O atual ciclo de alta nos juros teve início em setembro de 2024, quando o Comitê de Política Monetária do Banco Central (Copom) elevou a Selic de 10,50% para 10,75% ao ano. Na semana passada, o colegiado elevou a taxa básica de juros para 13,25% ao ano, com sinalização de nova alta de 1 ponto percentual para março. O mercado já espera que a taxa Selic chegue a 15% ao fim de 2025 e elevou para 5,50% a projeção de inflação este ano, de acordo com o último Boletim Focus do BC.
O cenário econômico, somado às incertezas sobre um ajuste das contas públicas, indica que a desaceleração pode se acentuar ao longo de 2025, afirma a economista Yasmin Riveli, analista da Tendências.
“O começo do ano ainda deve ter taxas relativamente fortes em termos de nível de produção dos bens de capital, até porque a alta dos juros leva um tempo para bater. Mas o decorrer do ano tem perspectiva de desaceleração bem expressiva do desempenho da economia como um todo”, diz.
Rafael Cagnin, economista do Instituto de Estudos para o Desenvolvimento Industrial (Iedi), ressalta que a produção industrial é mais sensível aos juros não só pela necessidade de financiamento, mas também pelo chamado custo de oportunidade.
“Quando você aumenta os juros, você automaticamente bloqueia investimentos com uma expectativa de retorno menor que os juros praticados na economia. Então isso paralisa mesmo projetos de investimento e, consequentemente, afeta em cheio a indústria de bens de capital”, diz Cagnin.
Em relação às atividades industriais, a produção de caminhões deve crescer de forma mais moderada em 2025, na comparação com 2024. Por outro lado, a previsão otimista para o setor da agropecuária, com expectativa de safra recorde de soja, e evolução dos investimentos privados em infraestrutura e energia devem ser as influências positivas do setor.

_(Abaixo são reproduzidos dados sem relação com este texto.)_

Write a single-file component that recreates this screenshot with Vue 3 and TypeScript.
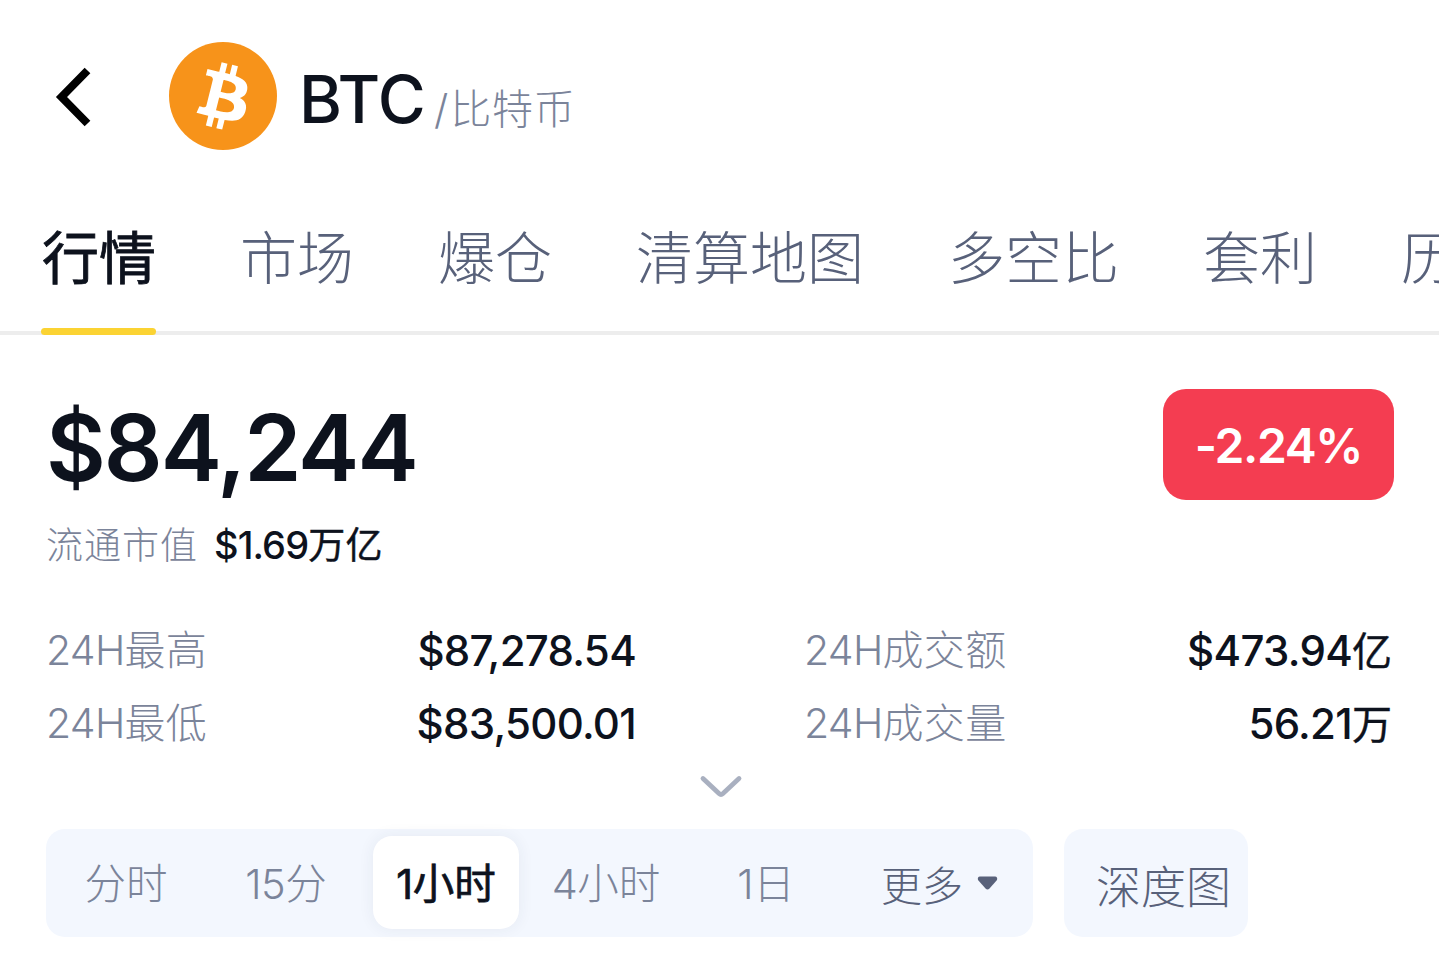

A desaceleração da atividade, o aperto das condições financeiras e a redução das condições fiscais também devem influenciar o resultado das importações. Dados da balança comercial mostram que a importação de bens de capital cresceu 20,6% em valor, com alta de 25,6% em volume em 2024.
‘Câmbio em patamar mais alto também traz pressão de custo”
— André Macedo
“Você teve essa onda de investimentos, mas já está se projetando que para 2025 o crescimento vai ser necessariamente menor”, diz a economista Lia Valls, pesquisadora associada do Instituto Brasileiro de Economia da Fundação Getulio Vargas (FGV Ibre).
Ela explica que além de a importação ser sensível à variação da renda, a volatilidade cambial impõe maior cautela à realização de investimentos. “O câmbio não está só desvalorizado, como está muito volátil”, observa.
Valls completa que as incertezas com a chegada de Donald Trump à Presidência dos Estados Unidos e a implementação de sua política tarifária têm exigido ainda mais cuidado por parte dos investidores.
Riveli pontua que não é esperada uma reversão abrupta, dado que o recuo, se confirmado, será em cima de uma base forte de crescimento.
A analista também chama atenção para a particularidade das importações chinesas, que cresceram 47,8% em volume no ano passado, e devem continuar incidindo sobre a balança comercial brasileira este ano.
Há ainda uma possibilidade de que esse movimento se acentue com o governo Trump nos Estados Unidos, o que levaria a um desvio das exportações chinesas para outros mercados.
O presidente da Associação Brasileira da Indústria de Máquinas e Equipamentos (Abimaq), José Velloso, diz que o movimento já vinha sendo percebido pelo setor antes mesmo da chegada de Trump à Casa Branca. “As principais origens de máquinas e equipamentos ao redor do mundo tiveram queda de participação no mercado brasileiro, exceto a China”, diz.
“Então a notícia isolada de que o Brasil aumentou a importação de bens de capital denota apenas um ganho de competitividade dos chineses, e não um aumento de investimentos no Brasil”, critica.